Нищий приостановился и тяжело перевел дыхание, раскрывая рот, поднимая грудь и плечи.

– Нет, – ответил он неожиданно просто и даже как будто весело. – Застыть не застыл…

И опять собрался с духом и прибавил еще бодрее, таким тоном, точно все обстояло вполне благополучно, кроме того, с чем уж ничего не поделаешь:

– Застыть не застыл. А вот здоровье…

Он приподнял грудь:

– А вот здоровье все хужеет! И легонько двинулся вперед.

Студент осмотрел его лапти, онучи: ноги тонки и слабы, онучи тонки и стары, лапти разбиты, велики… И как это он ухитряется ходить по такому морозу?

– Уж очень у тебя, дядя, обужа-одежа плоха! – сказал студент.

– Обужа, верно, плоха, – согласился нищий. – А вот одежа… Нет, одежа ничего. У меня под ней кофта ватная.

– Все-таки студишься небось без валенок-то?

– Студишься… Бока колет… Закашляешься – прямо смерть.

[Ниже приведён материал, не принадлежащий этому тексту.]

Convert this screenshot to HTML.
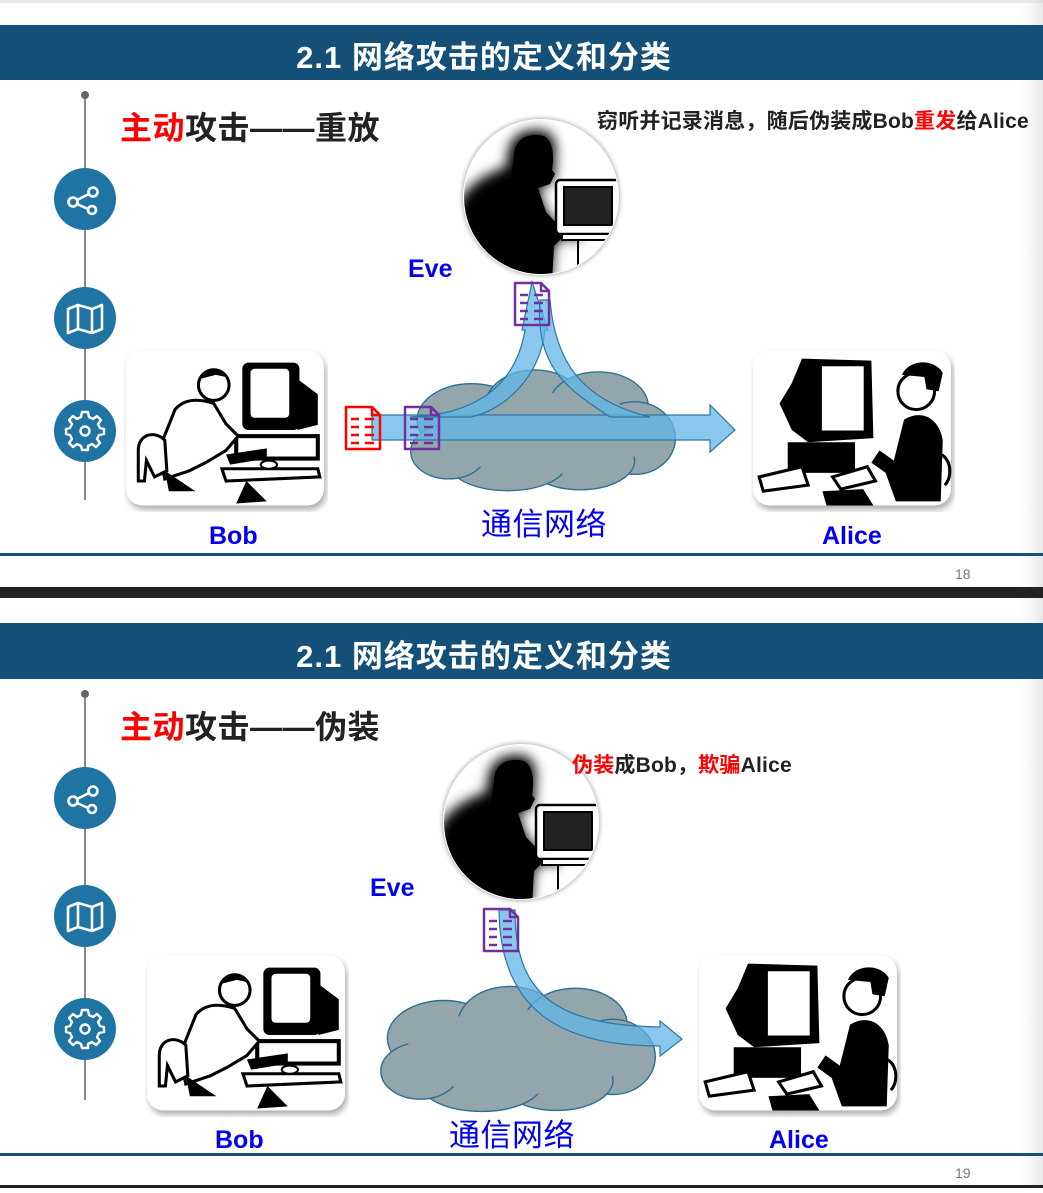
<!DOCTYPE html>
<html><head><meta charset="utf-8">
<style>
html,body{margin:0;padding:0;background:#fff;}
body{width:1043px;height:1188px;overflow:hidden;position:relative;font-family:"Liberation Sans","Noto Sans CJK SC",sans-serif;}
svg text{font-family:"Liberation Sans","Noto Sans CJK SC",sans-serif;}
</style></head><body>
<svg width="1043" height="1188" viewBox="0 0 1043 1188" xmlns="http://www.w3.org/2000/svg">
<defs>
  <radialGradient id="eveg" cx="50%" cy="50%" r="50%">
    <stop offset="0.82" stop-color="#fff"/>
    <stop offset="0.93" stop-color="#ccc"/>
    <stop offset="1" stop-color="#fff" stop-opacity="0"/>
  </radialGradient>
  <linearGradient id="rs" x1="0" x2="1">
    <stop offset="0" stop-color="#fff" stop-opacity="0"/>
    <stop offset="1" stop-color="#ccc"/>
  </linearGradient>
  <filter id="sh" x="-10%" y="-10%" width="120%" height="125%">
    <feGaussianBlur stdDeviation="3"/>
  </filter>
  <filter id="bl"><feGaussianBlur stdDeviation="6"/></filter>
  <symbol id="share" viewBox="0 0 62 62">
    <circle cx="31" cy="31" r="31" fill="#1f74a4"/>
    <g fill="none" stroke="#fff" stroke-width="2.6">
      <circle cx="19" cy="34" r="4.5"/><circle cx="39" cy="24" r="4.5"/><circle cx="38" cy="42" r="4"/>
      <path d="M23 32 L35 26 M23 36 L34 41"/>
    </g>
  </symbol>
  <symbol id="map" viewBox="0 0 62 62">
    <circle cx="31" cy="31" r="31" fill="#1f74a4"/>
    <path d="M14 22 L24 18 L38 22 L48 18 L48 42 L38 46 L24 42 L14 46 Z M24 18 L24 42 M38 22 L38 46" fill="none" stroke="#fff" stroke-width="2.6" stroke-linejoin="round"/>
  </symbol>
  <symbol id="gear" viewBox="0 0 62 62">
    <circle cx="31" cy="31" r="31" fill="#1f74a4"/>
    <path d="M28 14 L34 14 L35 19 L39 21 L43 18 L47 22 L44 26 L46 30 L50 31 L50 36 L45 37 L43 41 L46 45 L42 49 L38 46 L34 48 L34 52 L28 52 L27 48 L23 46 L19 49 L15 45 L18 41 L16 37 L12 36 L12 31 L16 30 L18 26 L15 22 L19 18 L23 21 L27 19 Z" transform="translate(0,-2)" fill="none" stroke="#fff" stroke-width="2.4" stroke-linejoin="round"/>
    <circle cx="31" cy="31" r="4.5" fill="none" stroke="#fff" stroke-width="2.4"/>
  </symbol>
  <symbol id="eve" viewBox="0 0 170 170">
    <circle cx="85" cy="85" r="84" fill="url(#eveg)"/>
    <circle cx="85" cy="85" r="78" fill="#fff"/>
    <clipPath id="ec"><circle cx="85" cy="85" r="77"/></clipPath>
    <g clip-path="url(#ec)">
      <path d="M0 100 C5 75 30 62 50 55 L52 40 C55 22 72 14 92 20 C102 28 100 42 98 55 L100 60 L94 72 L82 76 L90 100 L102 113 L128 112 L120 130 L108 124 L98 134 L95 170 L0 170 Z" fill="#000" filter="url(#bl)"/>
      <path d="M5 170 C10 115 30 80 55 66 L58 45 C58 28 70 20 88 24 C98 30 98 45 96 58 L99 62 L94 72 L82 76 L90 100 L102 113 L128 112 L122 128 L108 124 L98 134 L96 170 Z" fill="#000"/>
      <rect x="100" y="68" width="66" height="54" rx="4" fill="#fff" stroke="#000" stroke-width="2.5"/>
      <rect x="108" y="75" width="48" height="38" fill="#222" stroke="#000" stroke-width="2"/>
      <path d="M106 122 L160 122 L160 128 L106 128 Z" fill="#fff" stroke="#000" stroke-width="2"/>
      <path d="M122 128 L122 160" stroke="#000" stroke-width="2"/>
    </g>
  </symbol>
  <symbol id="bob" viewBox="0 0 200 160">
    <rect x="4" y="6" width="194" height="152" rx="16" fill="#aaa" filter="url(#sh)"/>
    <rect x="2" y="2" width="194" height="152" rx="16" fill="#fff"/>
    <rect x="116" y="14" width="56" height="66" rx="6" fill="#000"/>
    <rect x="124" y="20" width="38" height="48" rx="4" fill="#fff"/>
    <path d="M170 30 L190 45 L190 75 L170 80 Z" fill="#000"/>
    <rect x="110" y="86" width="80" height="22" fill="#fff" stroke="#000" stroke-width="4"/>
    <path d="M100 104 L140 98 L140 108 L104 114 Z" fill="#000"/>
    <path d="M96 118 L190 118 L192 126 L100 130 Z" fill="#fff" stroke="#000" stroke-width="3"/>
    <ellipse cx="142" cy="114" rx="8" ry="4" fill="#fff" stroke="#000" stroke-width="2"/>
    <path d="M120 130 L140 150 L110 152 Z" fill="#000"/>
    <circle cx="88" cy="36" r="15" fill="#fff" stroke="#000" stroke-width="3"/>
    <path d="M74 30 C78 18 96 16 100 28 L90 26 Z" fill="#000"/>
    <path d="M50 60 C60 48 76 50 88 54 L100 74 L112 86 L100 100 L80 112 L64 120 L40 128 L34 100 Z" fill="#fff" stroke="#000" stroke-width="3"/>
    <path d="M14 100 C14 84 30 80 40 90 L42 120 L30 126 L22 110 L20 130 L14 130 Z" fill="#fff" stroke="#000" stroke-width="3"/>
    <path d="M40 120 L70 140 L44 140 Z" fill="#000"/>
  </symbol>
  <symbol id="alice" viewBox="0 0 200 160">
    <rect x="4" y="6" width="194" height="152" rx="16" fill="#aaa" filter="url(#sh)"/>
    <rect x="2" y="2" width="194" height="152" rx="16" fill="#fff"/>
    <path d="M50 10 L118 12 L120 88 L56 92 L40 80 L28 54 L40 34 Z" fill="#000"/>
    <rect x="68" y="16" width="44" height="66" fill="#fff" stroke="#000" stroke-width="3"/>
    <rect x="36" y="92" width="66" height="30" fill="#000"/>
    <path d="M8 126 L50 116 L56 134 L12 140 Z" fill="#fff" stroke="#000" stroke-width="3"/>
    <path d="M80 126 L114 116 L122 130 L88 138 Z" fill="#fff" stroke="#000" stroke-width="3"/>
    <path d="M70 140 L110 138 L120 154 L74 154 Z" fill="#000"/>
    <circle cx="162" cy="42" r="18" fill="#fff" stroke="#000" stroke-width="3"/>
    <path d="M148 26 C155 10 180 10 188 24 L184 42 L172 40 L170 28 Z" fill="#000"/>
    <path d="M150 70 C165 60 184 66 188 90 L186 150 L142 150 L132 122 L118 112 L126 100 L140 110 Z" fill="#000"/>
    <path d="M186 104 C196 108 198 126 190 134" fill="none" stroke="#000" stroke-width="3"/>
  </symbol>
  <symbol id="cloud" viewBox="0 0 300 140">
    <g fill="#93a6ab" stroke="#2b6f96" stroke-width="1.5">
      <ellipse cx="70" cy="60" rx="60" ry="40"/>
      <ellipse cx="140" cy="45" rx="55" ry="40"/>
      <ellipse cx="210" cy="45" rx="55" ry="38"/>
      <ellipse cx="250" cy="80" rx="45" ry="40"/>
      <ellipse cx="190" cy="105" rx="60" ry="32"/>
      <ellipse cx="110" cy="108" rx="65" ry="30"/>
      <ellipse cx="45" cy="95" rx="42" ry="30"/>
    </g>
    <g fill="#93a6ab">
      <ellipse cx="150" cy="75" rx="120" ry="45"/>
    </g>
  </symbol>
  <symbol id="doc" viewBox="0 0 38 46">
    <path d="M2 2 L28 2 L36 10 L36 44 L2 44 Z M28 2 L28 10 L36 10" fill="none" stroke="currentColor" stroke-width="2.5" stroke-linejoin="round"/>
    <path d="M7 14 h8 M21 14 h9 M7 22 h8 M21 22 h9 M7 30 h8 M21 30 h9 M7 38 h8 M21 38 h9" stroke="currentColor" stroke-width="2.5"/>
  </symbol>
</defs>

<rect width="1043" height="1188" fill="#fff"/>
<rect x="0" y="0" width="1043" height="3" fill="#e8e8e8"/>
<rect x="1015" y="0" width="28" height="1188" fill="url(#rs)" opacity="0.5"/>

<!-- Slide 1 -->
<rect x="0" y="25" width="1043" height="55" fill="#145078"/>
<text x="484" y="68" text-anchor="middle" font-size="31" font-weight="bold" fill="#fff" letter-spacing="1">2.1 网络攻击的定义和分类</text>
<line x1="85" y1="95" x2="85" y2="500" stroke="#888" stroke-width="2"/>
<circle cx="85" cy="95" r="4" fill="#666"/>
<use href="#share" x="54" y="168" width="62" height="62"/>
<use href="#map" x="54" y="287" width="62" height="62"/>
<use href="#gear" x="54" y="400" width="62" height="62"/>
<text x="120" y="139" font-size="32" font-weight="bold" letter-spacing="0.5"><tspan fill="#f00">主动</tspan><tspan fill="#222">攻击——重放</tspan></text>
<text x="597" y="128" font-size="21" font-weight="bold" fill="#222" letter-spacing="0.2">窃听并记录消息，随后伪装成Bob<tspan fill="#f00">重发</tspan>给Alice</text>
<use href="#eve" x="456" y="112" width="170" height="170"/>
<text x="408" y="277" font-size="25" font-weight="bold" fill="#0000ee">Eve</text>
<use href="#bob" x="124" y="348" width="204" height="164"/>
<use href="#alice" x="751" y="348" width="204" height="164"/>
<use href="#cloud" x="408" y="363" width="272" height="132"/>
<g fill="#62b5e5" fill-opacity="0.75" stroke="#2b77a8" stroke-width="1.2">
  <path d="M372 415 L710 415 L710 405 L735 430 L710 452 L710 440 L372 440 Z"/>
  <path d="M410 417 C470 415 515 390 525 330 L522 330 L532 282 L548 330 L545 330 C540 380 500 412 470 417 Z"/>
  <path d="M610 417 C570 390 535 370 540 300 L550 300 C555 360 580 400 650 417 Z"/>
</g>
<use href="#doc" x="344" y="405" width="38" height="46" style="color:#f00"/>
<use href="#doc" x="403" y="405" width="38" height="46" style="color:#7030a0"/>
<use href="#doc" x="513" y="281" width="38" height="46" style="color:#7030a0"/>
<text x="209" y="544" font-size="25" font-weight="bold" fill="#0000ee">Bob</text>
<text x="822" y="544" font-size="25" font-weight="bold" fill="#0000ee">Alice</text>
<text x="481" y="535" font-size="31" fill="#0000ee" letter-spacing="0.5">通信网络</text>
<rect x="0" y="553" width="1043" height="3" fill="#145078"/>
<text x="955" y="579" font-size="14" fill="#777">18</text>

<rect x="0" y="587" width="1043" height="11" fill="#222"/>

<!-- Slide 2 -->
<rect x="0" y="623" width="1043" height="56" fill="#145078"/>
<text x="484" y="667" text-anchor="middle" font-size="31" font-weight="bold" fill="#fff" letter-spacing="1">2.1 网络攻击的定义和分类</text>
<line x1="85" y1="694" x2="85" y2="1100" stroke="#888" stroke-width="2"/>
<circle cx="85" cy="694" r="4" fill="#666"/>
<use href="#share" x="54" y="767" width="62" height="62"/>
<use href="#map" x="54" y="885" width="62" height="62"/>
<use href="#gear" x="54" y="998" width="62" height="62"/>
<text x="120" y="738" font-size="32" font-weight="bold" letter-spacing="0.5"><tspan fill="#f00">主动</tspan><tspan fill="#222">攻击——伪装</tspan></text>
<use href="#eve" x="436" y="737" width="170" height="170"/>
<text x="572" y="772" font-size="21" font-weight="bold" fill="#222" letter-spacing="0.2"><tspan fill="#f00">伪装</tspan>成Bob，<tspan fill="#f00">欺骗</tspan>Alice</text>
<text x="370" y="896" font-size="25" font-weight="bold" fill="#0000ee">Eve</text>
<use href="#bob" x="145" y="953" width="204" height="164"/>
<use href="#alice" x="697" y="953" width="204" height="164"/>
<use href="#cloud" x="378" y="980" width="282" height="135"/>
<g fill="#62b5e5" fill-opacity="0.75" stroke="#2b77a8" stroke-width="1.2">
  <path d="M499 910 L515 910 C515 990 550 1025 660 1027 L660 1021 L682 1039 L660 1056 L660 1046 C560 1046 500 1010 499 910 Z"/>
</g>
<use href="#doc" x="482" y="907" width="38" height="46" style="color:#7030a0"/>
<text x="215" y="1148" font-size="25" font-weight="bold" fill="#0000ee">Bob</text>
<text x="769" y="1148" font-size="25" font-weight="bold" fill="#0000ee">Alice</text>
<text x="449" y="1146" font-size="31" fill="#0000ee" letter-spacing="0.5">通信网络</text>
<rect x="0" y="1153" width="1043" height="3" fill="#145078"/>
<text x="955" y="1178" font-size="14" fill="#777">19</text>
<rect x="0" y="1185" width="1043" height="3" fill="#222"/>
</svg>
</body></html>
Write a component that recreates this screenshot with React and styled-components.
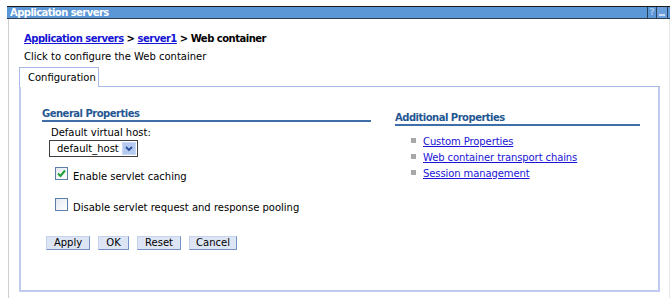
import React from 'react';
import styled, { createGlobalStyle } from 'styled-components';

const Global = createGlobalStyle`
  html, body { margin: 0; padding: 0; background: #fff; }
  body {
    font-family: "DejaVu Sans", Verdana, sans-serif;
    font-size: 10px;
    color: #000;
  }
`;

const Page = styled.div`
  width: 672px;
  height: 302px;
  box-sizing: border-box;
  padding: 6px 2px 0 7px;
  overflow: hidden;
`;

const TitleBar = styled.div`
  display: flex;
  align-items: center;
  height: 11px;
  border-top: 1px solid #1a1a1a;
  border-bottom: 1px solid #2c3c50;
  background: #5b96d6;
  color: #fff;
  font-weight: bold;
  font-size: 10px;
  line-height: 11px;
  padding-left: 3px;
`;

const TitleText = styled.span`
  flex: 1;
  letter-spacing: -0.55px;
`;

const TitleIcon = styled.span`
  display: flex;
  align-items: center;
  justify-content: center;
  width: ${p => p.w}px;
  height: 11px;
  color: #a9c8ee;
  font-size: 9px;
  font-weight: bold;
  border-left: 1px solid #27405e;
  background: ${p => p.bg || 'transparent'};
`;

const Body = styled.div`
  margin-left: 1px;
  border-left: 1px solid #cfcfcf;
  border-right: 1px solid #e6e6e6;
  height: 279px;
  box-sizing: border-box;
  padding: 14px 10px 0 10px;
`;

const Crumbs = styled.div`
  padding-left: 5px;
  font-weight: bold;
  line-height: 12px;
  letter-spacing: -0.5px;
`;

const CrumbLink = styled.a`
  color: #1414d4;
  text-decoration: underline;
  cursor: pointer;
`;

const Description = styled.div`
  padding-left: 5px;
  margin-top: 6px;
  line-height: 12px;
`;

const TabStrip = styled.div`
  display: flex;
  margin-top: 4px;
  width: 641px;
`;

const Tab = styled.div`
  width: 80px;
  height: 20px;
  box-sizing: border-box;
  border: 1px solid #a9bbe6;
  border-bottom: none;
  padding-left: 8px;
  display: flex;
  align-items: center;
`;

const TabFiller = styled.div`
  flex: 1;
  border-bottom: 1px solid #a9bbe6;
`;

const Panel = styled.div`
  width: 641px;
  height: 205px;
  box-sizing: border-box;
  border: 2px solid #bfcaee;
  border-top: none;
  padding: 21px 18px 0 21px;
  display: flex;
  gap: 24px;
  align-items: flex-start;
`;

const Column = styled.div`
  width: ${p => p.w}px;
  margin-top: ${p => p.top || 0}px;
  display: flex;
  flex-direction: column;
  align-items: flex-start;
`;

const Heading = styled.div`
  align-self: stretch;
  color: #245792;
  font-weight: bold;
  line-height: 12px;
  border-bottom: 2px solid #3f6fa8;
  letter-spacing: -0.5px;
`;

const FieldLabel = styled.div`
  margin: 5px 0 0 9px;
  line-height: 12px;
`;

const SelectBox = styled.div`
  margin: 1px 0 0 7px;
  width: 89px;
  height: 17px;
  box-sizing: border-box;
  border: 1px solid #3f3f3f;
  display: flex;
  align-items: center;
  justify-content: space-between;
  padding: 0 1px 0 7px;
`;

const SelectArrow = styled.span`
  width: 14px;
  height: 13px;
  background: #b4caf0;
  border: 1px solid #c9d8f4;
  box-sizing: border-box;
  display: flex;
  align-items: center;
  justify-content: center;
`;

const CheckRow = styled.div`
  display: flex;
  align-items: flex-start;
  gap: 5px;
  margin: ${p => p.top}px 0 0 13px;
`;

const Box = styled.span`
  width: 13px;
  height: 13px;
  box-sizing: border-box;
  border: 1px solid #5b7fa8;
  background: linear-gradient(135deg, #e4e9f0, #fff);
  display: flex;
  align-items: center;
  justify-content: center;
`;

const CheckLabel = styled.span`
  padding-top: 4px;
  line-height: 12px;
`;

const Buttons = styled.div`
  display: flex;
  gap: 8px;
  margin: 22px 0 0 4px;
`;

const Button = styled.button`
  font-family: "DejaVu Sans", Verdana, sans-serif;
  font-size: 10px;
  width: ${p => p.w}px;
  height: 14px;
  line-height: 12px;
  padding: 0;
  background: #dde5f4;
  color: #000;
  border: 1px solid;
  border-color: #c6d3ec #7392c6 #7392c6 #c6d3ec;
  cursor: pointer;
`;

const LinkList = styled.ul`
  list-style: none;
  margin: 7px 0 0 16px;
  padding: 0;
`;

const LinkItem = styled.li`
  display: flex;
  align-items: center;
  gap: 7px;
  height: 16px;
`;

const Bullet = styled.span`
  width: 5px;
  height: 5px;
  background: #a7a7a7;
  margin-top: -2px;
`;

const PropLink = styled.a`
  color: #1a14d6;
  text-decoration: underline;
  cursor: pointer;
  letter-spacing: -0.1px;
`;

export default function App() {
  return (
    <>
      <Global />
      <Page>
        <TitleBar>
          <TitleText>Application servers</TitleText>
          <TitleIcon w={8}>?</TitleIcon>
          <TitleIcon w={10} bg="#6a9fdc">
            <svg width="6" height="6" viewBox="0 0 6 6">
              <rect x="0" y="4" width="6" height="2" fill="#c9dcf3" />
            </svg>
          </TitleIcon>
          <TitleIcon w={2} />
        </TitleBar>
        <Body>
          <Crumbs>
            <CrumbLink>Application servers</CrumbLink> &gt; <CrumbLink>server1</CrumbLink> &gt; Web container
          </Crumbs>
          <Description>Click to configure the Web container</Description>
          <TabStrip>
            <Tab>Configuration</Tab>
            <TabFiller />
          </TabStrip>
          <Panel>
            <Column w={329}>
              <Heading>General Properties</Heading>
              <FieldLabel>Default virtual host:</FieldLabel>
              <SelectBox>
                <span>default_host</span>
                <SelectArrow>
                  <svg width="8" height="6" viewBox="0 0 8 6">
                    <polyline points="1,1 4,4 7,1" fill="none" stroke="#2a4f9a" strokeWidth="1.8" />
                  </svg>
                </SelectArrow>
              </SelectBox>
              <CheckRow top={10}>
                <Box>
                  <svg width="9" height="9" viewBox="0 0 9 9">
                    <polyline points="1,4.5 3.5,7 8,1.5" fill="none" stroke="#21a236" strokeWidth="2" />
                  </svg>
                </Box>
                <CheckLabel>Enable servlet caching</CheckLabel>
              </CheckRow>
              <CheckRow top={15}>
                <Box />
                <CheckLabel>Disable servlet request and response pooling</CheckLabel>
              </CheckRow>
              <Buttons>
                <Button w={44}>Apply</Button>
                <Button w={31}>OK</Button>
                <Button w={44}>Reset</Button>
                <Button w={48}>Cancel</Button>
              </Buttons>
            </Column>
            <Column w={245} top={4}>
              <Heading>Additional Properties</Heading>
              <LinkList>
                <LinkItem><Bullet /><PropLink>Custom Properties</PropLink></LinkItem>
                <LinkItem><Bullet /><PropLink>Web container transport chains</PropLink></LinkItem>
                <LinkItem><Bullet /><PropLink>Session management</PropLink></LinkItem>
              </LinkList>
            </Column>
          </Panel>
        </Body>
      </Page>
    </>
  );
}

Говорить на ходу было трудно. И студент остановился. Остановился и нищий и поспешил положить дрожавшие руки на костыль.

– Дальний?

– Дальний… Из-под Ливен.

– Давно удушье-то?

– Удушье-то? Давно…

– Селитру не жег? Очень помогает.

– Нет. Перец… пил.

Студент покачал головою.

– Глупо, – сказал он. – Я вот на доктора учусь, доктором, значит, буду… Понимаешь?